**Stated goal**
Present each line of the entries below that holds the word "component".

**Stored rows**
— Begin —

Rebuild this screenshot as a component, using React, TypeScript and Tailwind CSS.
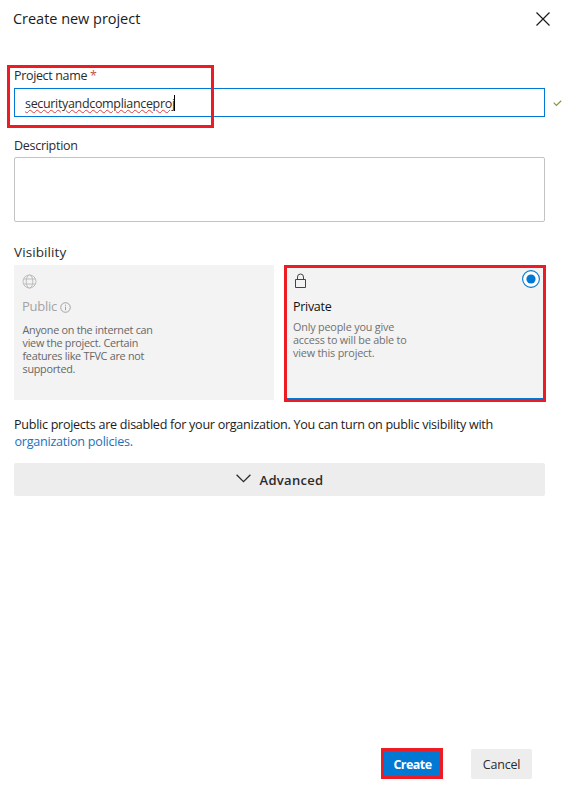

— End —
— Begin —

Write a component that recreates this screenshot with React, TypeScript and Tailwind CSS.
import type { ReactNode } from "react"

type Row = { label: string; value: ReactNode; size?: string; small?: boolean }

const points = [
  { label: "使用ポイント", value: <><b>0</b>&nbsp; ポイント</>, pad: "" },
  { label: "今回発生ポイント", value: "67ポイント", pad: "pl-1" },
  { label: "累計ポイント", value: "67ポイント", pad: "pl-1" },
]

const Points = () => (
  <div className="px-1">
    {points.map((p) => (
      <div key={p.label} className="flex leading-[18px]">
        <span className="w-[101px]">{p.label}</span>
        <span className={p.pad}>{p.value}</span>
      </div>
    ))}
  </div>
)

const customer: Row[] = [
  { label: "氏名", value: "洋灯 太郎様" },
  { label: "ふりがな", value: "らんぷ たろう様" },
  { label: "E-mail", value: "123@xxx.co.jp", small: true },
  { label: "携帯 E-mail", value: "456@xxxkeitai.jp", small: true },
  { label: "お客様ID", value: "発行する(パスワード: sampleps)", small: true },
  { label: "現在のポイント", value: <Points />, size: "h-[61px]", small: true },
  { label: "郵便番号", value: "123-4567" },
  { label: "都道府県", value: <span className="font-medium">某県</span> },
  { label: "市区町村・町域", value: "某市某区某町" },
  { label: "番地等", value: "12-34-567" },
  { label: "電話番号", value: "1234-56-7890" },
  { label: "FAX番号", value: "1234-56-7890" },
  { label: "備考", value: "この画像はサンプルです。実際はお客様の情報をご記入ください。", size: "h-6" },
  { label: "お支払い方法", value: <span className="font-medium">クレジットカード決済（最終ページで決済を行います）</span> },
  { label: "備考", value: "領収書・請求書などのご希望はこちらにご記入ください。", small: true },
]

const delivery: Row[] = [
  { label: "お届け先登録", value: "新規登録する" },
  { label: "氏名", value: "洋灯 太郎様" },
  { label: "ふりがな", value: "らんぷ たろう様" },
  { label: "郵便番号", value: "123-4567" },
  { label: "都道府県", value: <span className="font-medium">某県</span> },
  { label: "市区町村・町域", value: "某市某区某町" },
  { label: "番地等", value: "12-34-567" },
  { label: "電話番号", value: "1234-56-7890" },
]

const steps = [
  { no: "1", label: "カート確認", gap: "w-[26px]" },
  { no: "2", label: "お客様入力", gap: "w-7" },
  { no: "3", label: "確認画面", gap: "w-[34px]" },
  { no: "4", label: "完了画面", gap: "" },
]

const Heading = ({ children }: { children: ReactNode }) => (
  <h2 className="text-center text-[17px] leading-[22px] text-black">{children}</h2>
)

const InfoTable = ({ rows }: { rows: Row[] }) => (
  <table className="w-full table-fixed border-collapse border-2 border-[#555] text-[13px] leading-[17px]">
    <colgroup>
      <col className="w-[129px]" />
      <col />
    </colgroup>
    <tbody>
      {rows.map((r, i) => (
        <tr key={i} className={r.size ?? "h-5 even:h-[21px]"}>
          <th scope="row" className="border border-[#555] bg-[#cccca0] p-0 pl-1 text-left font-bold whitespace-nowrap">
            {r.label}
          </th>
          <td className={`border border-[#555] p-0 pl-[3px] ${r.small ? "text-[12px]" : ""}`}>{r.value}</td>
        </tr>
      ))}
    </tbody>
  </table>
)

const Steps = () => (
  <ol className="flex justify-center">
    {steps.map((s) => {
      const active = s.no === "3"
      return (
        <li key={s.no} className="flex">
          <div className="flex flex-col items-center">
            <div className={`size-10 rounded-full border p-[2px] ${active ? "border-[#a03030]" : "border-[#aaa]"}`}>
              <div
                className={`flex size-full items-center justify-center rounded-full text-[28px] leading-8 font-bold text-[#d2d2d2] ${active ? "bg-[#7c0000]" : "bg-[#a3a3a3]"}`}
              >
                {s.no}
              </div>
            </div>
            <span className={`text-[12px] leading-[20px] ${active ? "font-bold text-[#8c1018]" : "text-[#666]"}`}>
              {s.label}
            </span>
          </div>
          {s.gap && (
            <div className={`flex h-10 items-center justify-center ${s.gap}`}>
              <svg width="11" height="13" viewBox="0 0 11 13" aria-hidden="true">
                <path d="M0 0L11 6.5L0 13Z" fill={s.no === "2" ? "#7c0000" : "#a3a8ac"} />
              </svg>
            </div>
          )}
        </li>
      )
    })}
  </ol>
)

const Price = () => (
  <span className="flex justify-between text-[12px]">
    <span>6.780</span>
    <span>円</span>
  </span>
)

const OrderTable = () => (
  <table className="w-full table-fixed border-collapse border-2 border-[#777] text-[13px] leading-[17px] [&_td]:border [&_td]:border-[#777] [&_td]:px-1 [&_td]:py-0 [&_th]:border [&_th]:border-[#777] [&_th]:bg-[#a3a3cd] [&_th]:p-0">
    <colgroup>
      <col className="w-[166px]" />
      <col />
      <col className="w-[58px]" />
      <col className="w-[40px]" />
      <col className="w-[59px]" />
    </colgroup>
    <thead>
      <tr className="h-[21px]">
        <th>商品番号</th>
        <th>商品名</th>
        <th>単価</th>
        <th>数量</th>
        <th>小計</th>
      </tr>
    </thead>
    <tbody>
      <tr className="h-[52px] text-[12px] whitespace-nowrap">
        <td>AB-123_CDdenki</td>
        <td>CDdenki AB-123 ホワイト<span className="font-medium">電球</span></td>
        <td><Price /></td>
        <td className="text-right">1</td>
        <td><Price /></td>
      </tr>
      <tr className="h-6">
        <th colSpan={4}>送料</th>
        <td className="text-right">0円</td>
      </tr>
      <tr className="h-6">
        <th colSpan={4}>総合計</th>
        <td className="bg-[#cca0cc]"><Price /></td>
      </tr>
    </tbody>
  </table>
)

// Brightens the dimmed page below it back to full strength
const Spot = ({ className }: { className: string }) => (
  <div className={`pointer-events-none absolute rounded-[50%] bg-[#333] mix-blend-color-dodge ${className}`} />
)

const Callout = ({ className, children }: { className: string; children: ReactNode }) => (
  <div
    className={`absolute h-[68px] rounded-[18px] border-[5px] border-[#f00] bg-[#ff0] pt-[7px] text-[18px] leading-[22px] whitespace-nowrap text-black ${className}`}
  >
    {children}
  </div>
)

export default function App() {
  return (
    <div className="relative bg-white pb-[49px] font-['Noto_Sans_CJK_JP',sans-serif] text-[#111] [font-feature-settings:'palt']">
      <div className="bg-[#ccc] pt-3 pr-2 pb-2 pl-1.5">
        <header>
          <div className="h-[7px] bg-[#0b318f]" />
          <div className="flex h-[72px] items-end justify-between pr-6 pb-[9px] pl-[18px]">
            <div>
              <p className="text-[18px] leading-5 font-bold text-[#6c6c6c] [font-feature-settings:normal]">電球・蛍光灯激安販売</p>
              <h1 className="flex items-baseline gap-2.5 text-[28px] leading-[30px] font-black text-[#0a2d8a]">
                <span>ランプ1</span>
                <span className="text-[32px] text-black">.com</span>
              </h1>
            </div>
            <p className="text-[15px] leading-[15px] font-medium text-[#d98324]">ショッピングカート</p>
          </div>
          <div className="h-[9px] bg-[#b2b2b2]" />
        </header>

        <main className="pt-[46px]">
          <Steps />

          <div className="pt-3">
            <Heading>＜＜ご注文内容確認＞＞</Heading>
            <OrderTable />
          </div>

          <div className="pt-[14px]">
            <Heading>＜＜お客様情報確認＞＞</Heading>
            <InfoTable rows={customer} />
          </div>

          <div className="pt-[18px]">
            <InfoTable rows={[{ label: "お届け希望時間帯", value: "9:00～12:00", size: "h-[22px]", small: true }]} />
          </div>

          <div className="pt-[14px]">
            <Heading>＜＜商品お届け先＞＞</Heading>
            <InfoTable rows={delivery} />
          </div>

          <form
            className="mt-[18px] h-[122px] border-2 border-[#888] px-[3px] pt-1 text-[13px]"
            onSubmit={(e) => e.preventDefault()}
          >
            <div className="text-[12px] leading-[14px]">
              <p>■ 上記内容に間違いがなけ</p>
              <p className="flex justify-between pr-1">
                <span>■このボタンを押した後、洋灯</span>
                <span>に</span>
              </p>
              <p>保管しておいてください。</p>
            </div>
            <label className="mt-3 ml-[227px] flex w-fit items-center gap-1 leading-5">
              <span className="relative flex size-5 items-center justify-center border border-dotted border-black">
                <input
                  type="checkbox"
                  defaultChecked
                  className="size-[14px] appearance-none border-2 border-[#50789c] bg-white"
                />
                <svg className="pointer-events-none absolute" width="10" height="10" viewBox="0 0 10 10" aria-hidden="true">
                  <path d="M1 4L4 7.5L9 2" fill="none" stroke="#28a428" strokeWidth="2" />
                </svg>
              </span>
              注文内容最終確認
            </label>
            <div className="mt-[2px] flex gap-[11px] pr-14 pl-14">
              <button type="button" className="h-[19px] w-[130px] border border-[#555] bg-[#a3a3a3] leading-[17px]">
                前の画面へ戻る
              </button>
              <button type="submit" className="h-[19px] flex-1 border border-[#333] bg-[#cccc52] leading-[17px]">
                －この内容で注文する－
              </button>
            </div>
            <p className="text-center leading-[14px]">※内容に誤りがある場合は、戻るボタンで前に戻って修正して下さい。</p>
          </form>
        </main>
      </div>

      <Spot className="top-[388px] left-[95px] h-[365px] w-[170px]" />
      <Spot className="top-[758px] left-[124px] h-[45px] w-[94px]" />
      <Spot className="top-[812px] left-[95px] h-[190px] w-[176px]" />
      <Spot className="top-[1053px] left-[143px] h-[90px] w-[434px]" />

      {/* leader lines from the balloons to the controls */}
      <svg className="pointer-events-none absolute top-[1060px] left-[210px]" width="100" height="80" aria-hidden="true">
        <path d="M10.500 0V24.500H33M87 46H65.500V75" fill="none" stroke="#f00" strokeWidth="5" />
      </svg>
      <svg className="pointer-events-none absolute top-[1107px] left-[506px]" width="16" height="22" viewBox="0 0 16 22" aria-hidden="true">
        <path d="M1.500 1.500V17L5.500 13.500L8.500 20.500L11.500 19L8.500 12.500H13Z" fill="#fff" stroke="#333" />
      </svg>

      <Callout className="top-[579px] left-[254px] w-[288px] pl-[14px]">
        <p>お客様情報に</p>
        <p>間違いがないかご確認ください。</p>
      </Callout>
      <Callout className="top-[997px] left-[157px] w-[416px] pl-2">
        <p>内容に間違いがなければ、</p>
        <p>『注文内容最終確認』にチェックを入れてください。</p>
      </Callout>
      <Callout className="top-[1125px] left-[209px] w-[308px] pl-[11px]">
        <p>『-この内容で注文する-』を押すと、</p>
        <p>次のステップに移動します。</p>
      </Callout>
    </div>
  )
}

— End —

**Right answer**
Rebuild this screenshot as a component, using React, TypeScript and Tailwind CSS.
Write a component that recreates this screenshot with React, TypeScript and Tailwind CSS.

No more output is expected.